"""

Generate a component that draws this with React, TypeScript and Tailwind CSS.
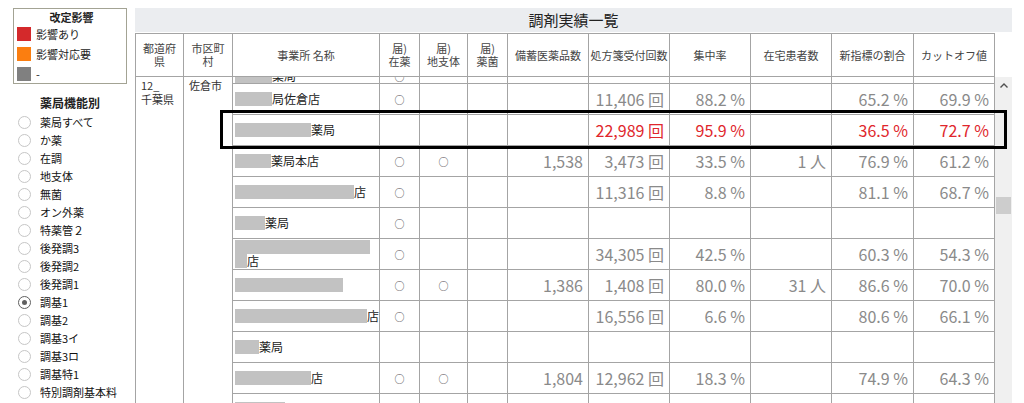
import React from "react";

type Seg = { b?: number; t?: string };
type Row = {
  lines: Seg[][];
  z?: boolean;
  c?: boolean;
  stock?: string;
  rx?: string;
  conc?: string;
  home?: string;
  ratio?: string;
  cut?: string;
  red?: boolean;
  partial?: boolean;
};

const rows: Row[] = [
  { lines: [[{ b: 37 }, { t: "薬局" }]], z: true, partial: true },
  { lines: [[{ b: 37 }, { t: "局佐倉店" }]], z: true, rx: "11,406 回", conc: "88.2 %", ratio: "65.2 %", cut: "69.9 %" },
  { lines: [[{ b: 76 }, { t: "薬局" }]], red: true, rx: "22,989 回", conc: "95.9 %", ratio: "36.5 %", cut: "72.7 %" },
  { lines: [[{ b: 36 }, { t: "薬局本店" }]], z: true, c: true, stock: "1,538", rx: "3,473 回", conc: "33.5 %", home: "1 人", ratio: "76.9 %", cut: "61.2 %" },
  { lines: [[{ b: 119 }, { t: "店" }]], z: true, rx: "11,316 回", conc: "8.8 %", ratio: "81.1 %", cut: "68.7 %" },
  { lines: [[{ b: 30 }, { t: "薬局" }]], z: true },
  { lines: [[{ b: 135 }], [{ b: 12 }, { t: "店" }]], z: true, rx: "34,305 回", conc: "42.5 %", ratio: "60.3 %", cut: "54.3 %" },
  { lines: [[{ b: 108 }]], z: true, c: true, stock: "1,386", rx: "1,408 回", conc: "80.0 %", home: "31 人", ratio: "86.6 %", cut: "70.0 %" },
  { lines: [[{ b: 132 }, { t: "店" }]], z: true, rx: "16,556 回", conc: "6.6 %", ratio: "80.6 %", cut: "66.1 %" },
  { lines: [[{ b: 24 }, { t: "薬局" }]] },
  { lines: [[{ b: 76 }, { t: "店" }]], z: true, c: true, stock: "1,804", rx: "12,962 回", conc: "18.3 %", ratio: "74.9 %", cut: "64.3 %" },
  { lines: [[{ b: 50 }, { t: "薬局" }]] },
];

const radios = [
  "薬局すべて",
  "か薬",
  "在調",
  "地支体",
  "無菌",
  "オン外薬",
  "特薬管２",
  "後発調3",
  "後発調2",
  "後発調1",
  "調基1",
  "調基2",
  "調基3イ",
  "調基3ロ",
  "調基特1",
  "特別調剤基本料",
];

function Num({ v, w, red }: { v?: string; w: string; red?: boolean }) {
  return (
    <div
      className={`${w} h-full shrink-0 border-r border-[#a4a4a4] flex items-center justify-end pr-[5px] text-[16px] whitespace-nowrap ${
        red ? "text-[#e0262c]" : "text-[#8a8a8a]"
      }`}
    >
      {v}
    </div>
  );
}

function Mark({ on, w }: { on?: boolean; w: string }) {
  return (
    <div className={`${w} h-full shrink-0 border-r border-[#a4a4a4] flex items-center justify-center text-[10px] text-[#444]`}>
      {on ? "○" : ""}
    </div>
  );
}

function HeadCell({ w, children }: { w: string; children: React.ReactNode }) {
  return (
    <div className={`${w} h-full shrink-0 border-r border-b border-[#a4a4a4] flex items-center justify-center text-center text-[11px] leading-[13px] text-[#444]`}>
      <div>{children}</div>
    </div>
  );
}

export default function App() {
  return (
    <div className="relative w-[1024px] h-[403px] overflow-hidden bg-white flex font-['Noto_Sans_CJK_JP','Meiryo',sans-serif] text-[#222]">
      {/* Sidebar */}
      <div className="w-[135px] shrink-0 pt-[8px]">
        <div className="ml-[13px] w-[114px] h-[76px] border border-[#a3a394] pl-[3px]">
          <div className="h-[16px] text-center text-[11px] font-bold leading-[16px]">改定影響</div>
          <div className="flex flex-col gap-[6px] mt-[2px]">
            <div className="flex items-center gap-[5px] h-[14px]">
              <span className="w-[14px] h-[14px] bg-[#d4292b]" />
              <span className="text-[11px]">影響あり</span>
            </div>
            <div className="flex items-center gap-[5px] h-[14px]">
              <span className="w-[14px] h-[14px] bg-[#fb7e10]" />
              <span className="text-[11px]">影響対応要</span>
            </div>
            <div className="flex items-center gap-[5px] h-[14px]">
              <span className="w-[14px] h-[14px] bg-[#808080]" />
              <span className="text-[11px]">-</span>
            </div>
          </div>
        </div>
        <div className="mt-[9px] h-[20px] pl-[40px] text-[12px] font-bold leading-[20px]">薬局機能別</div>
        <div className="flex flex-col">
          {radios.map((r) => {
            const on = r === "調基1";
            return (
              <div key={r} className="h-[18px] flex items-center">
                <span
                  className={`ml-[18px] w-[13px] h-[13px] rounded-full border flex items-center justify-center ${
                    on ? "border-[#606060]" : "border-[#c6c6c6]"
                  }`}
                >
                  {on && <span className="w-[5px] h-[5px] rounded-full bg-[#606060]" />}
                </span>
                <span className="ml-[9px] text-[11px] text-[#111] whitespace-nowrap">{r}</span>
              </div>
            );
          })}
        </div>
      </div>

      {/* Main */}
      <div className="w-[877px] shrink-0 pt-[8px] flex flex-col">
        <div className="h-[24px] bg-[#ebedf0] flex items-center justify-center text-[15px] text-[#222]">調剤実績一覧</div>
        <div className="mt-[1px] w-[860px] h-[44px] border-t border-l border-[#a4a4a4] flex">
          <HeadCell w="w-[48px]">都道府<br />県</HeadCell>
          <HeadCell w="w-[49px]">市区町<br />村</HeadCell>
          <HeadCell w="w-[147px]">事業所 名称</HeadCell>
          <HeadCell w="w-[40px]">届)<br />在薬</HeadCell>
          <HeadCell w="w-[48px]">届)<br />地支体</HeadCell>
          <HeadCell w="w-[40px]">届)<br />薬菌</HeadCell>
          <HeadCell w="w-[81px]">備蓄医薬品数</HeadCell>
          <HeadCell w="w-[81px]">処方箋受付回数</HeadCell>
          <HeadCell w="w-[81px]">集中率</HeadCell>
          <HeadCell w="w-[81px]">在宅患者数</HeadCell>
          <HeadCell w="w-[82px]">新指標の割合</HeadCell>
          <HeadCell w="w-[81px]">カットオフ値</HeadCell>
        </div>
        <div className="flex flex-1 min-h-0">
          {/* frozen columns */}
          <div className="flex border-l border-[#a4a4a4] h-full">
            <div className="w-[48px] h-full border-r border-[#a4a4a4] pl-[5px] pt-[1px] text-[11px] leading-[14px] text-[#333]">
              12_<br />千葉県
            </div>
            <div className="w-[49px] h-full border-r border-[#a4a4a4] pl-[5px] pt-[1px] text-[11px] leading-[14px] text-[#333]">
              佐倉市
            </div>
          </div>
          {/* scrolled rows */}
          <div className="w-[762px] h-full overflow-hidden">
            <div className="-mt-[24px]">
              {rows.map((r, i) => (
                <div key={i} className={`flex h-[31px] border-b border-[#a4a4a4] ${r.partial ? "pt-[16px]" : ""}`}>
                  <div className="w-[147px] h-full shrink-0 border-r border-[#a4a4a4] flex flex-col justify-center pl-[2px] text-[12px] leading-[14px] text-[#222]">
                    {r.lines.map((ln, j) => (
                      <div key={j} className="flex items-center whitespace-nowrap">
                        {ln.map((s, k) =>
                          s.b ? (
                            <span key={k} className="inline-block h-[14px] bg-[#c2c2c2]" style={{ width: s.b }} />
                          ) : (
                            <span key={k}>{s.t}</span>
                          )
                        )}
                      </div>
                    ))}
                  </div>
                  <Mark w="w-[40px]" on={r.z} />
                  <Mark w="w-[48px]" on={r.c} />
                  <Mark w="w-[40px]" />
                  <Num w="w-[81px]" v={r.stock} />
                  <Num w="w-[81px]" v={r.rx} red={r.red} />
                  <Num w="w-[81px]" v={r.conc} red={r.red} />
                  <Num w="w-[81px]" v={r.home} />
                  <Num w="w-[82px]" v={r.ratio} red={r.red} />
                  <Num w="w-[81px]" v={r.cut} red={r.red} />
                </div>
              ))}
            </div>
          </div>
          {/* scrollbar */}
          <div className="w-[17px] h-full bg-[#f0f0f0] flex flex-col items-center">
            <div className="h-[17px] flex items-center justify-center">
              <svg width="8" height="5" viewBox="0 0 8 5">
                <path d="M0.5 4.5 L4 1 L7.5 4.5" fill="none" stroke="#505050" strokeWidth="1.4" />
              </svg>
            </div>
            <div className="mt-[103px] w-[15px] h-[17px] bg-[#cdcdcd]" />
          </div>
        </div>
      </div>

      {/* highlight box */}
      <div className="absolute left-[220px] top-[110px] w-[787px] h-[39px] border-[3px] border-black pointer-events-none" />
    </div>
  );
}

"""

DIRECTION -> Leave out the pictures, then repeat the listing above exactly from its first line to the line with "import React from", inclusive.

ANSWER TO THIS EXERCISE ->
Generate a component that draws this with React, TypeScript and Tailwind CSS.
import React from "react";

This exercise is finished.